AIM OF THE EXERCISE:
In the material below, identify each line bearing the word "that". Reproduce those lines.

LISTED ENTRIES:

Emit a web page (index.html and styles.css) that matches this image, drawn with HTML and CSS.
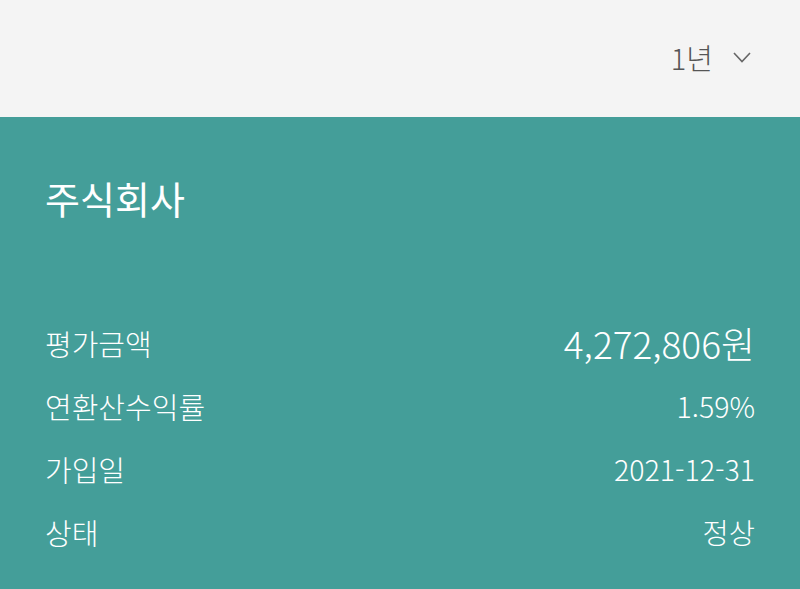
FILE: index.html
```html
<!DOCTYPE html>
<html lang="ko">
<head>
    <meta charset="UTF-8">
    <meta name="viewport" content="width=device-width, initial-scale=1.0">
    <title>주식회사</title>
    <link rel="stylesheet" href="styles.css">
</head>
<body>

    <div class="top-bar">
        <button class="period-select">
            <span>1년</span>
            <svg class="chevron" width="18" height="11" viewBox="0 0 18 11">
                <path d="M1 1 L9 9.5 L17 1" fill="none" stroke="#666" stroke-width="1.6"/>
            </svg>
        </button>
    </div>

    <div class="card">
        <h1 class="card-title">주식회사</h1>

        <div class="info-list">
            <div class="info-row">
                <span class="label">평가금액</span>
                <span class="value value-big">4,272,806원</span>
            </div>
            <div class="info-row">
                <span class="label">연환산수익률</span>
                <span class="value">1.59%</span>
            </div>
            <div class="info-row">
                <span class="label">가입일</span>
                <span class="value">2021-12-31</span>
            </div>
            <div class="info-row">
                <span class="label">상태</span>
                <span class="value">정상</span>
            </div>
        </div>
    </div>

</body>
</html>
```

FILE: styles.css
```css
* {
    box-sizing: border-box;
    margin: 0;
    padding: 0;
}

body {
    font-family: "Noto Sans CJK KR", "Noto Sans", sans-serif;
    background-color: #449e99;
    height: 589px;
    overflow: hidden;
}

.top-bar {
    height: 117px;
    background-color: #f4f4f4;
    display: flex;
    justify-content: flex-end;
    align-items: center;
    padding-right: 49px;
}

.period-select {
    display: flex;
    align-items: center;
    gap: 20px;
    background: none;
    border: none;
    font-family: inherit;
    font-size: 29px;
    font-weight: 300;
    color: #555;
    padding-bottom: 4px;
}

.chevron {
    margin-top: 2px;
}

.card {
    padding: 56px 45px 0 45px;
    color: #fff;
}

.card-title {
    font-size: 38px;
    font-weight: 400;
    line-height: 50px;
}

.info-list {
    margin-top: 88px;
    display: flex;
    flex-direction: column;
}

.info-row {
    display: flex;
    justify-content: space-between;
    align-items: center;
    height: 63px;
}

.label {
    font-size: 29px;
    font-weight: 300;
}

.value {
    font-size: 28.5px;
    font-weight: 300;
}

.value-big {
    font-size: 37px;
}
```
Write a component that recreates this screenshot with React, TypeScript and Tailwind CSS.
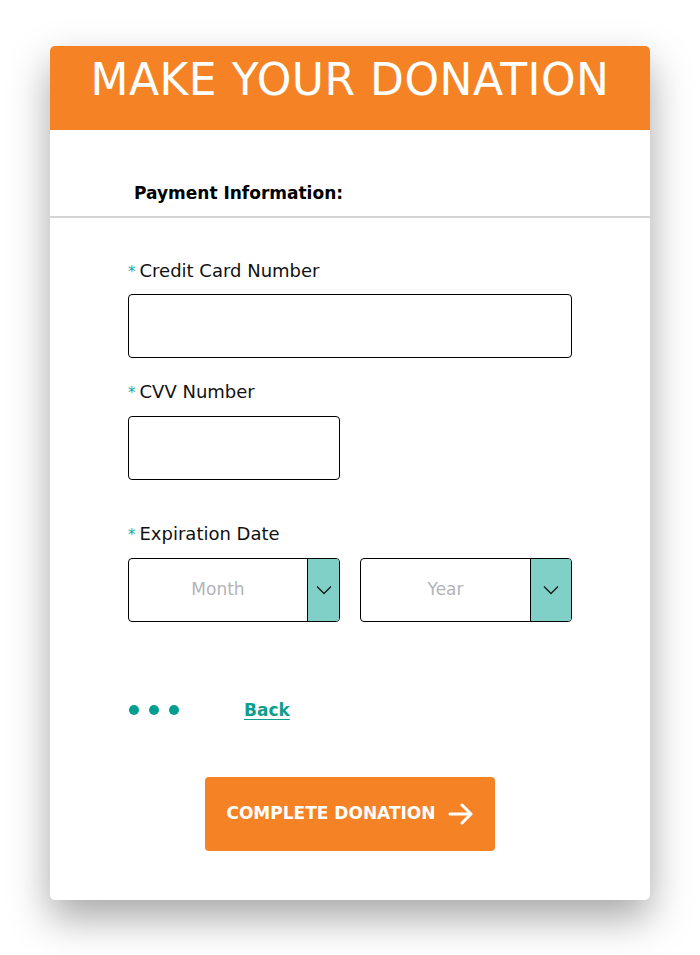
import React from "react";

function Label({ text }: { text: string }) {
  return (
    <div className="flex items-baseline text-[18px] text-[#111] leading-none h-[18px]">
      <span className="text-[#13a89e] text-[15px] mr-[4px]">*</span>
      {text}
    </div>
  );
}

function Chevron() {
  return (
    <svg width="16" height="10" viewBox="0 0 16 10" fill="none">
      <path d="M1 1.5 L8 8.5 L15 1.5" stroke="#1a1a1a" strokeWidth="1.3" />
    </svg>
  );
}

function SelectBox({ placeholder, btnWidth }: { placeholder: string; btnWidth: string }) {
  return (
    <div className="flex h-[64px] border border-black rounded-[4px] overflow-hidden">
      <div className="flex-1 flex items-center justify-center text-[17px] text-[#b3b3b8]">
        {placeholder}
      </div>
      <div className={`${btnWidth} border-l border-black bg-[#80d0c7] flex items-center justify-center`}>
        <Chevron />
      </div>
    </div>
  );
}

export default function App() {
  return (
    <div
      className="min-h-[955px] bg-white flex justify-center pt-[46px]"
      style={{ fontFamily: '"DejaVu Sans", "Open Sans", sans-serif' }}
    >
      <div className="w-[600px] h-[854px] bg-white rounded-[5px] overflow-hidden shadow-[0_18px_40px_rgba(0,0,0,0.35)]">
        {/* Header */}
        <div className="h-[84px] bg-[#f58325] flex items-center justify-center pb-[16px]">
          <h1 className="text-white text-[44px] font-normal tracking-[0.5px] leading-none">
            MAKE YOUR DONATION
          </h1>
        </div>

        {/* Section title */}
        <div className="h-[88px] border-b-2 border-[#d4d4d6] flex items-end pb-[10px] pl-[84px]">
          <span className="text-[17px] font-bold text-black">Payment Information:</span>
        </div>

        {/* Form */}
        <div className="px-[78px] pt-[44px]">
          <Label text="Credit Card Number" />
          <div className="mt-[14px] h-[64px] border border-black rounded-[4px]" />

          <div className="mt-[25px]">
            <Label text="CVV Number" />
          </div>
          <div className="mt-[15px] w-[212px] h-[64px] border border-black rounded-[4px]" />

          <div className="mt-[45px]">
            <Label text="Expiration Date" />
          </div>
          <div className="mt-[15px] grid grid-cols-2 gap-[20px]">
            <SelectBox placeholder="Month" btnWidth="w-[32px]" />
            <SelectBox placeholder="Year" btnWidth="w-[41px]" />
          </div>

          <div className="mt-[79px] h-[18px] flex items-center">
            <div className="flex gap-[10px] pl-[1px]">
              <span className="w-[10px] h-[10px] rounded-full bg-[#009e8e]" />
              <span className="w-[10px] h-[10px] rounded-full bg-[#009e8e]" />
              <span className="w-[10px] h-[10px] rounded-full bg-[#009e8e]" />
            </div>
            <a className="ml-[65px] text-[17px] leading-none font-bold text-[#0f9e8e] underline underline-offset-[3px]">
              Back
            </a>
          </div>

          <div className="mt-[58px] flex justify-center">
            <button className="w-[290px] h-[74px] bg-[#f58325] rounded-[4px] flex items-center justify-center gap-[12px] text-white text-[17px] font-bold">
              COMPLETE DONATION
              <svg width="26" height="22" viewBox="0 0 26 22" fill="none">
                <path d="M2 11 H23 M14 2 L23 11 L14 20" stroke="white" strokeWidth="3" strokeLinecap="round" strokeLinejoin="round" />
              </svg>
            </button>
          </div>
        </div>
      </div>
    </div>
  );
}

ANSWER:
Emit a web page (index.html and styles.css) that matches this image, drawn with HTML and CSS.
Write a component that recreates this screenshot with React, TypeScript and Tailwind CSS.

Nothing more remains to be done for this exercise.